### WHAT THE TASK REQUIRES
Answer with one number only: the number of lines that contain "components".

### DATA EXTRACT
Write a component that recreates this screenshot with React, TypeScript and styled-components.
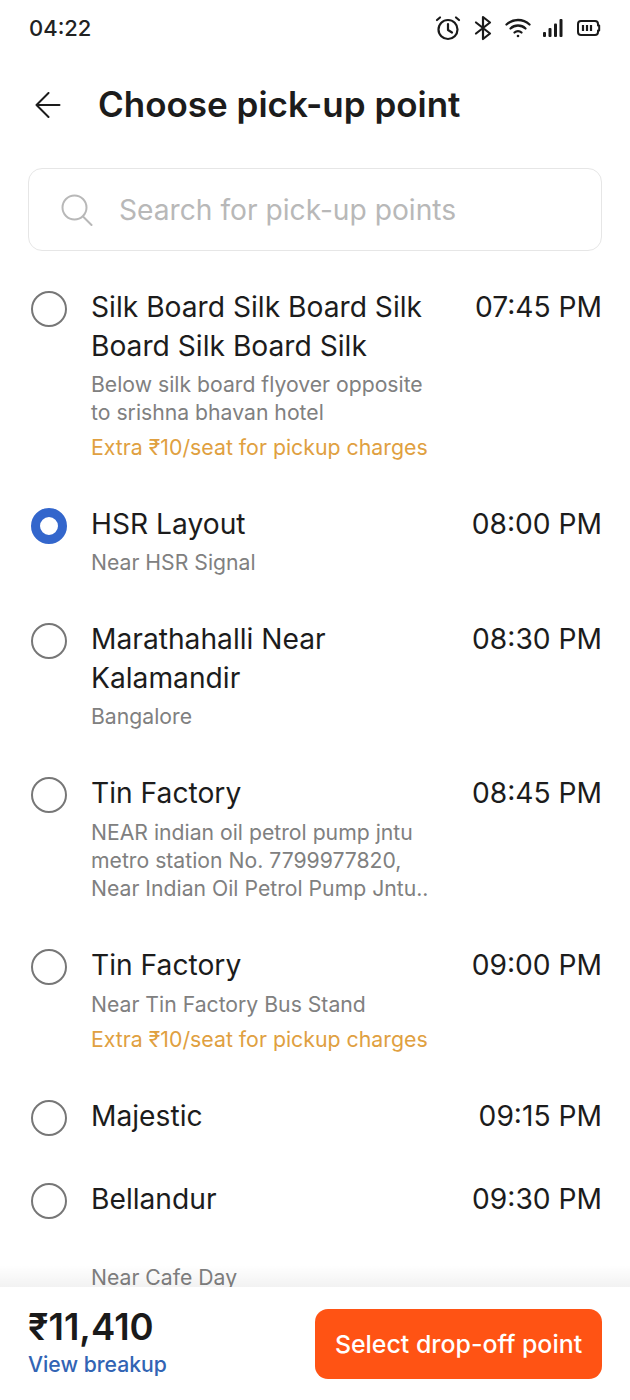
import React from 'react'
import styled, { createGlobalStyle } from 'styled-components'

const GlobalStyle = createGlobalStyle`
  html, body {
    margin: 0;
    padding: 0;
    background: #fff;
  }
  * {
    box-sizing: border-box;
  }
`

const Page = styled.div`
  display: flex;
  flex-direction: column;
  width: 630px;
  height: 1400px;
  overflow: hidden;
  background: #fff;
  color: #1a1a1a;
  font-family: Inter, 'Noto Sans', sans-serif;
`

const StatusBar = styled.div`
  display: flex;
  justify-content: space-between;
  align-items: center;
  height: 56px;
  padding: 0 29px;
  flex-shrink: 0;
`

const Clock = styled.div`
  font-size: 22px;
  font-weight: 500;
  color: #222;
`

const StatusIcons = styled.div`
  display: flex;
  align-items: center;
  gap: 12px;
  color: #1a1a1a;
`

const Header = styled.div`
  display: flex;
  align-items: center;
  gap: 37px;
  height: 46px;
  margin-top: 26px;
  padding: 0 35px;
  flex-shrink: 0;
`

const Title = styled.h1`
  margin: 0 0 2px;
  font-size: 35px;
  font-weight: 600;
  color: #1c1c1c;
  white-space: nowrap;
`

const SearchBox = styled.div`
  display: flex;
  align-items: center;
  gap: 26px;
  height: 83px;
  margin: 40px 28px 0;
  padding: 0 32px;
  border: 1.5px solid #e6e6e6;
  border-radius: 14px;
  flex-shrink: 0;
`

const SearchHint = styled.div`
  font-size: 28.2px;
  color: #b8b8b8;
`

const List = styled.div`
  display: flex;
  flex-direction: column;
  gap: 44px;
  flex: 1;
  min-height: 0;
  overflow: hidden;
  padding: 37px 28px 0 31px;
`

const Row = styled.div`
  display: flex;
  align-items: flex-start;
`

const Radio = styled.div<{ $selected?: boolean }>`
  width: 36px;
  height: 36px;
  margin-top: 2.5px;
  margin-right: 24px;
  border-radius: 50%;
  flex-shrink: 0;
  background: #fff;
  border: ${props => (props.$selected ? '9.5px solid #3366cc' : '2px solid #777')};
`

const Info = styled.div`
  display: flex;
  flex-direction: column;
  flex: 1;
  min-width: 0;
`

const Name = styled.div`
  max-width: 345px;
  font-size: 28.2px;
  line-height: 39px;
  color: #1c1c1c;
`

const Detail = styled.div<{ $gap?: number }>`
  max-width: 345px;
  margin-top: ${props => props.$gap ?? 4}px;
  font-size: 21.2px;
  line-height: 28px;
  color: #808080;
`

const Extra = styled.div`
  margin-top: 7px;
  font-size: 21.3px;
  line-height: 28px;
  color: #e0a040;
`

const Time = styled.div`
  font-size: 28.2px;
  line-height: 39px;
  color: #1c1c1c;
  white-space: nowrap;
`

const Footer = styled.div`
  position: relative;
  display: flex;
  justify-content: space-between;
  align-items: flex-start;
  height: 113px;
  padding: 21px 28px 0;
  background: #fff;
  flex-shrink: 0;

  &::before {
    content: '';
    position: absolute;
    left: 0;
    right: 0;
    top: -22px;
    height: 22px;
    background: linear-gradient(to bottom, rgba(0, 0, 0, 0), rgba(0, 0, 0, 0.05));
  }
`

const Price = styled.div`
  font-size: 36.5px;
  line-height: 38px;
  font-weight: 600;
  color: #1a1a1a;
`

const Breakup = styled.div`
  margin-top: 4px;
  font-size: 21.2px;
  line-height: 28px;
  font-weight: 500;
  color: #3264b4;
`

const SelectButton = styled.div`
  display: flex;
  justify-content: center;
  align-items: center;
  width: 287px;
  height: 70px;
  margin-top: 1px;
  border-radius: 13px;
  background: #ff5314;
  color: #fff;
  font-size: 24.9px;
  font-weight: 500;
`

const points = [
  {
    name: 'Silk Board Silk Board Silk Board Silk Board Silk',
    time: '07:45 PM',
    detail: 'Below silk board flyover opposite to srishna bhavan hotel',
    extra: 'Extra ₹10/seat for pickup charges',
  },
  { name: 'HSR Layout', time: '08:00 PM', detail: 'Near HSR Signal', selected: true },
  { name: 'Marathahalli Near Kalamandir', time: '08:30 PM', detail: 'Bangalore' },
  {
    name: 'Tin Factory',
    time: '08:45 PM',
    detail: 'NEAR indian oil petrol pump jntu metro station No. 7799977820, Near Indian Oil Petrol Pump Jntu..',
    detailGap: 5,
  },
  {
    name: 'Tin Factory',
    time: '09:00 PM',
    detail: 'Near Tin Factory Bus Stand',
    detailGap: 5,
    extra: 'Extra ₹10/seat for pickup charges',
  },
  { name: 'Majestic', time: '09:15 PM' },
  { name: 'Bellandur', time: '09:30 PM', detail: 'Near Cafe Day', detailGap: 44 },
]

const AlarmIcon = () => (
  <svg width="26" height="26" viewBox="0 0 26 26" fill="none" stroke="currentColor" strokeWidth="2.2" strokeLinecap="round" strokeLinejoin="round">
    <circle cx="13" cy="14.5" r="9.5" />
    <path d="M13 9v6l4 2.5" />
    <path d="M2 5l3-2.5M24 5l-3-2.5" />
  </svg>
)

const BluetoothIcon = () => (
  <svg width="20" height="26" viewBox="0 0 20 26" fill="none" stroke="currentColor" strokeWidth="2.2" strokeLinecap="round" strokeLinejoin="round">
    <path d="M3 7.5l14 11-7 5.5V2l7 5.5-14 11" />
  </svg>
)

const WifiIcon = () => (
  <svg width="26" height="22" viewBox="0 0 26 22" fill="none" stroke="currentColor" strokeWidth="2.3" strokeLinecap="round">
    <path d="M1.5 7.5c6.5-6 16.5-6 23 0" />
    <path d="M5.5 11.5c4.3-4 10.7-4 15 0" />
    <path d="M9.5 15.5c2-1.8 5-1.8 7 0" />
    <circle cx="13" cy="19" r="1.3" fill="currentColor" stroke="none" />
  </svg>
)

const SignalIcon = () => (
  <svg width="22" height="20" viewBox="0 0 22 20" fill="currentColor">
    <rect x="0" y="14" width="3" height="5" rx="1" />
    <rect x="5.5" y="10" width="3" height="9" rx="1" />
    <rect x="11" y="5.5" width="3" height="13.5" rx="1" />
    <rect x="16.5" y="1" width="3" height="18" rx="1" />
  </svg>
)

const BatteryIcon = () => (
  <svg width="24" height="18" viewBox="0 0 24 18" fill="none" stroke="currentColor" strokeWidth="2">
    <path d="M4 2h14a3 3 0 0 1 3 3v1.5h1.2v5H21V13a3 3 0 0 1-3 3H4a3 3 0 0 1-3-3V5a3 3 0 0 1 3-3z" strokeLinejoin="round" />
    <path d="M6 6v6M10 6v6M14 6v6" strokeWidth="2.2" />
  </svg>
)

const BackIcon = () => (
  <svg width="26" height="26" viewBox="0 0 26 26" fill="none" stroke="#1c1c1c" strokeWidth="2" strokeLinecap="round" strokeLinejoin="round">
    <path d="M1.5 13h23M13.5 1L1.5 13l12 12" />
  </svg>
)

const SearchIcon = () => (
  <svg width="32" height="32" viewBox="0 0 32 32" fill="none" stroke="#b8b8b8" strokeWidth="2" strokeLinecap="round">
    <circle cx="13.5" cy="13.5" r="12" />
    <path d="M22.5 23l8 8" />
  </svg>
)

const App = () => (
  <Page>
    <GlobalStyle />
    <StatusBar>
      <Clock>04:22</Clock>
      <StatusIcons>
        <AlarmIcon />
        <BluetoothIcon />
        <WifiIcon />
        <SignalIcon />
        <BatteryIcon />
      </StatusIcons>
    </StatusBar>
    <Header>
      <BackIcon />
      <Title>Choose pick-up point</Title>
    </Header>
    <SearchBox>
      <SearchIcon />
      <SearchHint>Search for pick-up points</SearchHint>
    </SearchBox>
    <List>
      {points.map(point => (
        <Row key={point.time}>
          <Radio $selected={point.selected} />
          <Info>
            <Name>{point.name}</Name>
            {point.detail && <Detail $gap={point.detailGap}>{point.detail}</Detail>}
            {point.extra && <Extra>{point.extra}</Extra>}
          </Info>
          <Time>{point.time}</Time>
        </Row>
      ))}
    </List>
    <Footer>
      <div>
        <Price>₹11,410</Price>
        <Breakup>View breakup</Breakup>
      </div>
      <SelectButton>Select drop-off point</SelectButton>
    </Footer>
  </Page>
)

export default App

### WRITTEN ANSWER
2